I try to do something different with each model, whether that’s making 3D surfaces (Planetarium and Torus), playing with logarithmic spirals (Sunflower) or different wallpaper symmetry groups (everything else). Girih I and Dendrite also deserve special mention because they are derived from girih tiles, a set of tiles known in Islamic architecture to produce 5-fold quasiperiodic patterns. If you ever thought Penrose tiles were cool, well, Islamic artists got there centuries earlier. :)
Like in high school, I was happy to receive course credit for something I would have built in my bedroom anyway. The difference this time was that I also co-authored a paper on this system with my advisor, and travelled to the Bridges conference in Baltimore last summer to present this research!
More recently, I had the opportunity to exhibit closer to home—specifically, just across the street! The MIT Museum put up the MoSAIC Festival in December, and the museum kindly gave me a table to display my sliceform pieces.
Upstairs, my friend and fellow math artist Zach A. G’ had his own display. His art is of a different flavor—he specializes in using everyday objects like binder clips and paper clips to create gorgeous geometric sculptures. Here’s a sampling of his past work:
At MoSAIC, he had outdone himself by making an incredible sculpture out of more than four thousand binder clips and two thousand pennies!
The appropriately named Penny Pincher, exhibited at the MIT Museum by Zach A. G’.
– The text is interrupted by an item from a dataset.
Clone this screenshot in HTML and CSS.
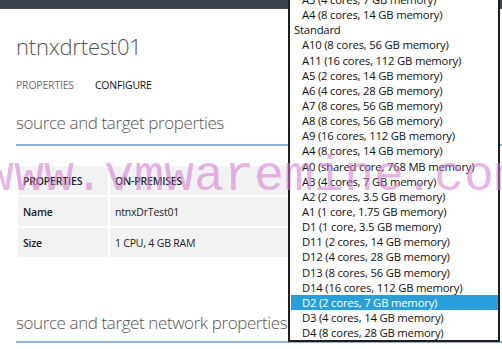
FILE: index.html
```html
<!DOCTYPE html>
<html lang="en">
<head>
  <meta charset="UTF-8" />
  <title>ntnxdrtest01</title>
  <link rel="stylesheet" href="styles.css">
</head>
<body>

  <div class="topbar"></div>

  <div class="page">
    <h1 class="title">ntnxdrtest01</h1>

    <div class="tabs">
      <span class="tab">PROPERTIES</span>
      <span class="tab active">CONFIGURE</span>
    </div>

    <h2 class="section">source and target properties</h2>

    <table class="props">
      <tr>
        <th class="col-name">PROPERTIES</th>
        <th>ON-PREMISES</th>
      </tr>
      <tr>
        <td class="col-name label">Name</td>
        <td>ntnxDrTest01</td>
      </tr>
      <tr>
        <td class="col-name label">Size</td>
        <td>1 CPU, 4 GB RAM</td>
      </tr>
    </table>

    <h2 class="section section-net">source and target network properties</h2>
  </div>

  <div class="dropdown">
    <div class="opt">A3 (4 cores, 7 GB memory)</div>
    <div class="opt">A4 (8 cores, 14 GB memory)</div>
    <div class="group">Standard</div>
    <div class="opt">A10 (8 cores, 56 GB memory)</div>
    <div class="opt">A11 (16 cores, 112 GB memory)</div>
    <div class="opt">A5 (2 cores, 14 GB memory)</div>
    <div class="opt">A6 (4 cores, 28 GB memory)</div>
    <div class="opt">A7 (8 cores, 56 GB memory)</div>
    <div class="opt">A8 (8 cores, 56 GB memory)</div>
    <div class="opt">A9 (16 cores, 112 GB memory)</div>
    <div class="opt">A4 (8 cores, 14 GB memory)</div>
    <div class="opt">A0 (shared core, 768 MB memory)</div>
    <div class="opt">A3 (4 cores, 7 GB memory)</div>
    <div class="opt">A2 (2 cores, 3.5 GB memory)</div>
    <div class="opt">A1 (1 core, 1.75 GB memory)</div>
    <div class="opt">D1 (1 core, 3.5 GB memory)</div>
    <div class="opt">D11 (2 cores, 14 GB memory)</div>
    <div class="opt">D12 (4 cores, 28 GB memory)</div>
    <div class="opt">D13 (8 cores, 56 GB memory)</div>
    <div class="opt">D14 (16 cores, 112 GB memory)</div>
    <div class="opt selected">D2 (2 cores, 7 GB memory)</div>
    <div class="opt">D3 (4 cores, 14 GB memory)</div>
    <div class="opt">D4 (8 cores, 28 GB memory)</div>
  </div>

  <div class="watermark">www.vmwaremine.com</div>

</body>
</html>
```

FILE: styles.css
```css
body {
  margin: 0;
  background: #fff;
  font-family: "Open Sans", "Noto Sans", sans-serif;
  color: #333;
  position: relative;
  overflow: hidden;
  height: 349px;
}
.topbar {
  height: 9px;
  background: #3b434e;
}
.page {
  padding-left: 16px;
}
.title {
  margin: 22px 0 0;
  font-size: 22px;
  font-weight: 300;
  color: #555;
  line-height: 30px;
  letter-spacing: -0.2px;
}
.tabs {
  display: flex;
  gap: 21px;
  margin-top: 17px;
  font-size: 10.5px;
  line-height: 15px;
  letter-spacing: -0.2px;
}
.tab {
  color: #707070;
}
.tab.active {
  color: #111;
}
.section {
  margin: 18px 0 0;
  padding-bottom: 9px;
  font-size: 17px;
  font-weight: 300;
  line-height: 24px;
  letter-spacing: -0.4px;
  color: #555;
  border-bottom: 2px solid #86b2dc;
}
.props {
  margin: 18px 0 0 0;
  border-collapse: separate;
  border-spacing: 2px;
  width: 472px;
  font-size: 10.5px;
  letter-spacing: -0.2px;
}
.props th, .props td {
  background: #f2f2f2;
  height: 29px;
  padding: 0 0 0 5px;
  text-align: left;
  color: #222;
}
.props th {
  font-weight: 600;
}
.props .col-name {
  width: 85px;
}
.props .label {
  font-weight: 600;
}
.section-net {
  margin-top: 52px;
  padding-bottom: 6px;
}
.dropdown {
  position: absolute;
  top: -10px;
  left: 288px;
  width: 207px;
  border: 2px solid #1e1e1e;
  background: #fff;
  padding: 0 0 0 1px;
  font-size: 11.3px;
  letter-spacing: -0.2px;
  color: #111;
}
.dropdown .opt, .dropdown .group {
  height: 15.15px;
  line-height: 15.15px;
  white-space: nowrap;
}
.dropdown .opt {
  padding-left: 11px;
}
.dropdown .group {
  padding-left: 3px;
}
.dropdown .selected {
  background: #289fd8;
  color: #fff;
}
.watermark {
  position: absolute;
  top: 152px;
  left: -16px;
  font-family: "Liberation Mono", monospace;
  font-size: 50px;
  line-height: 50px;
  color: rgba(210, 120, 210, 0.55);
  white-space: nowrap;
  pointer-events: none;
}
```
Be sure to click on the links to his works above! Zach is a terrific explainer, and goes into lots of detail about the underlying structure and math behind his sculptures.
It’s hard sometimes to stay creative and productive in your artwork with everything else taking place (oh right, I have classes and psets too…). Those can be pretty exciting as well—I spent most of break flip-flopping between various class schedules for the spring, and I haven’t made up my mind yet. I don’t know what’s in store for my final semester at MIT, but if I were to hazard a guess, there will be lots of paper art and pretty pictures involved!